Disbelief slammed me right in the centre of the forehead on reading Thursday’s hot news re: ‘Uganda gets two lions from UK’, followed by a strong bout of nausea that intensified when I got to paragraph three where the reporter wrote, “These two lionesses were recently donated by Paradise Wildlife Park in the UK to the Uganda Wildlife Education Centre (UWEC).”
A Wildlife Park in the UK donating lions to Uganda? WTF?
My anger rising at the same rate at which stupidity appears to be spreading among certain sections of the management under which our society finds itself, I read on in astonishment: “The UWEC executive director, Dr. Andrew Seguya, hailed the arrival of the two lionesses, saying they would boost the campaign to conserve lions.”
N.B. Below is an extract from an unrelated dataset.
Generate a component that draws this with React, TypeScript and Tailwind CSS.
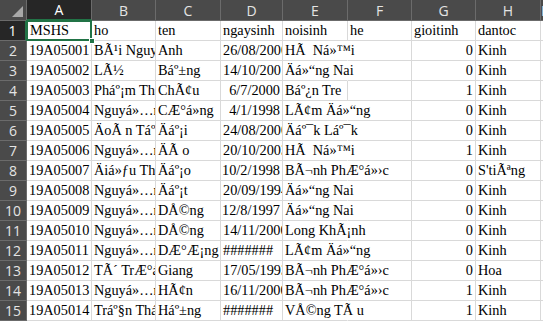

What is hailing? According to my Apple dictionary: “acclaim enthusiastically as being a specified thing: e.g. he has been hailed as the new James Dean.”
The Executive Director of UWEC, therefore, poured enthusiastic acclaim onto the UK wildlife park for their donation because it would “boost the campaign to conserve lions”.
The Uganda Wildlife Education Centre’s contribution to the campaign to conserve lions, from what the story tells us, has so far led to there being one (1 = moja = ein = un = une = imu = emu) lion in existence at Entebbe.
See paragraph two: “The (two) big cats bring to three the number of lions at the centre…they will share their new home with Kibonge, the lion who has lived a lonely life since the death of his partner, Salama, in 2003.”
For the last six years, UWEC has had only one lion.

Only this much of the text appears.